Decision-makers often face multiple risks that are multiplicative. For example1, a firm may face a random pre-tax profit and a random tax rate simultaneously; an employee may get a random nominal wage income, while suffer the impact of a price deflator. Thus, we pay attention to the multiplicative counterpart of additive lotteries: $[X_N{Y}_M,Y_N{X}_M]$ and $[X_N{X}_M,Y_N{Y}_M]$. Eeckhoudt et al. (2009b) and Wang and Li (2010), among others, use this type of multiplicative lottery pairs to explore “multiplicative risk apportionment”, but restrict $X_M=1$ and $Y_M=1-k$ ($0<k<1$); Chiu et al. (2012) and Denuit and Rey (2014) also investigated similar lotteries with an additive risk or elementary correlation increasing transformations, but still assumed $X_M$ and $Y_M$ are different constants.

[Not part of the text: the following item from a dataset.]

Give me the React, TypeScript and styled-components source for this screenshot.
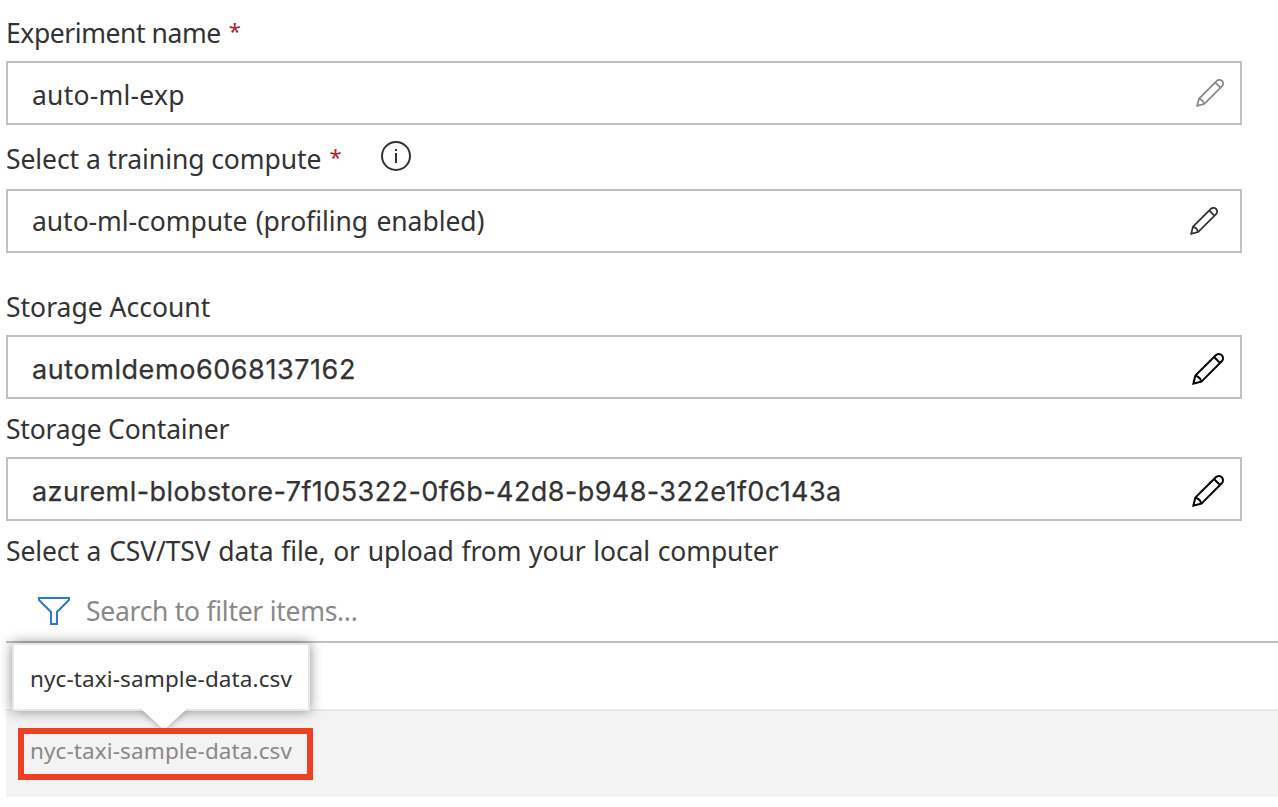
import React from 'react';
import styled, { createGlobalStyle } from 'styled-components';

const GlobalStyle = createGlobalStyle`
  * { box-sizing: border-box; }
  body {
    margin: 0;
    background: #fff;
    color: #333;
    font-family: 'Noto Sans', 'Open Sans', sans-serif;
    font-size: 26.5px;
    overflow: hidden;
  }
`;

const Page = styled.main`
  display: flex;
  flex-direction: column;
  height: 807px;
  padding-left: 6px;
`;

const Label = styled.label<{ $height: number; $drop?: number }>`
  display: flex;
  align-items: flex-end;
  height: ${p => p.$height}px;
  padding-bottom: ${p => 10 - (p.$drop ?? 0)}px;
  line-height: 36px;
  white-space: pre;
`;

const Text = styled.span<{ $spacing?: number; $word?: number; $drop?: number }>`
  padding-top: ${p => p.$drop ?? 0}px;
  letter-spacing: ${p => p.$spacing ?? 0}px;
  word-spacing: ${p => p.$word ?? 0}px;
  white-space: pre;
`;

const Required = styled.span`
  width: 12px;
  margin-left: 8px;
  padding-bottom: 3px;
  color: #a4262c;
  font-size: 22px;
`;

const InfoIcon = styled.svg`
  width: 30px;
  height: 30px;
  margin: 0 0 6px 40px;
`;

const Field = styled.div<{ $inset: number; $system?: boolean }>`
  display: flex;
  align-items: center;
  justify-content: space-between;
  width: 1236px;
  height: 64px;
  padding: 0 ${p => p.$inset}px 0 24px;
  border: 2px solid #c1c1c1;
  line-height: 36px;
  ${p => p.$system && `
    padding-top: 4px;
    font-family: Inter, sans-serif;
    font-size: 27px;
    -webkit-text-stroke: 0.25px #333;
  `}
`;

const Pencil = styled.svg<{ $size: number; $color: string }>`
  width: ${p => p.$size}px;
  height: ${p => p.$size}px;
  fill: ${p => p.$color};
`;

const Filter = styled.div`
  display: flex;
  align-items: center;
  height: 64px;
  padding: 2px 0 0 32px;
  border-bottom: 2px solid #c1c1c1;
  color: #8a8886;
  line-height: 36px;
`;

const FilterIcon = styled.svg`
  width: 32px;
  height: 28px;
  margin-right: 16px;
`;

const HeaderRow = styled.div`
  height: 68px;
  border-bottom: 2px solid #e8e8e8;
`;

const FileRow = styled.div`
  height: 86px;
  padding: 17px 0 0 12px;
  background: #f3f3f3;
`;

const Selected = styled.div`
  position: relative;
  display: flex;
  align-items: center;
  width: 295px;
  height: 52px;
  padding: 0 0 6px 6px;
  border: 6px solid #ee4023;
  color: #8a8886;
  font-size: 22.5px;
  line-height: 30px;
`;

const Tooltip = styled.div`
  position: absolute;
  left: -12px;
  bottom: 63px;
  display: flex;
  align-items: center;
  width: 298px;
  height: 68px;
  padding: 4px 0 0 16px;
  background: #fff;
  border: 2px solid #e6e6e6;
  box-shadow: 0 0 12px rgba(0, 0, 0, 0.45);
  color: #333;
`;

const Beak = styled.svg`
  position: absolute;
  left: 120px;
  top: 62px;
  width: 60px;
  height: 22px;
  overflow: visible;
  filter: drop-shadow(0 1px 3px rgba(0, 0, 0, 0.3));
  clip-path: inset(2px -8px 1px -8px);
`;

const EditIcon = ({ size, color }: { size: number; color: string }) => (
  <Pencil viewBox="0 0 2048 2048" $size={size} $color={color}>
    <path d="M2048 335q0 66-25 128t-73 110L633 1890 0 2048l158-633L1475 98q48-48 110-73t128-25q69 0 130 26t106 72 72 107 27 130zM326 1428q106 35 182 111t112 183L1701 640l-293-293L326 1428zm-150 444l329-82q-10-46-32-87t-55-73-73-54-87-33l-82 329zM1792 549q25-25 48-47t41-46 28-53 11-67q0-43-16-80t-45-66-66-45-81-16q-38 0-66 11t-53 28-47 41-47 48l293 292z" />
  </Pencil>
);

export default function App() {
  return (
    <>
      <GlobalStyle />
      <Page>
        <Label $height={61}>
          <Text $spacing={-0.43}>Experiment name</Text>
          <Required>*</Required>
        </Label>
        <Field $inset={16}>
          <Text $spacing={0.22} $drop={4}>auto-ml-exp</Text>
          <EditIcon size={28} color="#8a8886" />
        </Field>

        <Label $height={64} $drop={-2}>
          <Text $spacing={-0.08}>Select a training compute</Text>
          <Required>*</Required>
          <InfoIcon viewBox="0 0 30 30">
            <circle cx="15" cy="15" r="14" fill="none" stroke="#333" strokeWidth="2" />
            <path d="M14 8h2v2h-2zM14 12h2v10h-2z" fill="#333" />
          </InfoIcon>
        </Label>
        <Field $inset={22}>
          <Text $spacing={-0.06} $word={1.5}>auto-ml-compute (profiling enabled)</Text>
          <EditIcon size={28} color="#333" />
        </Field>

        <Label $height={82}>
          <Text>Storage Account</Text>
        </Label>
        <Field $inset={16} $system>
          <Text $spacing={0.57} $drop={2}>automldemo6068137162</Text>
          <EditIcon size={32} color="#000" />
        </Field>

        <Label $height={58}>
          <Text $spacing={-0.18}>Storage Container</Text>
        </Label>
        <Field $inset={16} $system>
          <Text $spacing={0.42} $drop={2}>azureml-blobstore-7f105322-0f6b-42d8-b948-322e1f0c143a</Text>
          <EditIcon size={32} color="#000" />
        </Field>

        <Label $height={58}>
          <Text $spacing={-0.12} $word={1}>Select a CSV/TSV data file, or upload from your local computer</Text>
        </Label>
        <Filter>
          <FilterIcon viewBox="0 0 32 28" fill="none" stroke="#2b78d4" strokeWidth="2">
            <path d="M1 1H31V3L19 15V27H13V15L1 3Z" />
          </FilterIcon>
          <Text $spacing={-0.28}>Search to filter items...</Text>
        </Filter>
        <HeaderRow />
        <FileRow>
          <Selected>
            <Text $spacing={0.11}>nyc-taxi-sample-data.csv</Text>
            <Tooltip>
              <Text $spacing={0.11}>nyc-taxi-sample-data.csv</Text>
              <Beak viewBox="0 0 60 22">
                <path d="M7 2L28 21L32 21L53 2Z" fill="#fff" />
              </Beak>
            </Tooltip>
          </Selected>
        </FileRow>
      </Page>
    </>
  );
}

In this work, the multiplicative 50–50 lotteries allow that $X_M$ and $Y_M$ take random variables; however, $X_i$ also dominates $Y_i$, $i=M,N$, by three well-known dominance orderings: first-degree stochastic dominance, Rothschild and Stiglitz’s increase in risk (Rothschild and Stiglitz 1970) and downside risk increase (Menezes et al. 1980), which are extensively used to characterize risk changes.2 Let $u\left(x\right)$ be the utility function of decision-maker, denote as $RR{A}^{\left(n\right)}$ the coefficient of relative nth-degree risk aversion $-x\frac{u^{(n+1)}\left(x\right)}{u^{\left(n\right)}\left(x\right)}$.3 We present the relationship between the multiplicative lottery preference ordering with $RR{A}^{\left(n\right)}$ involving the coefficient of relative risk aversion $-x\frac{u^{″}\left(x\right)}{u^{\prime }\left(x\right)}$, the coefficient of relative risk prudence $-x\frac{u^{‴}\left(x\right)}{u^{″}\left(x\right)}$ and so on. Similar to previous literature on optimal decision-making under risks4, our conclusion depends on the comparison between $RR{A}^{\left(n\right)}$ and benchmark value n. Moreover, we find it is meaningful that $RR{A}^{\left(n\right)}$ is compared to benchmark value $2n$. Combining with discussion of benchmark values for $RR{A}^{\left(n\right)}$, under the assumption of decreasing $RR{A}^{\left(n\right)}$, which characterizes the effect of wealth level on the strength of risk aversion5, we further provide some sufficient conditions for the multiplicative lottery preference ordering.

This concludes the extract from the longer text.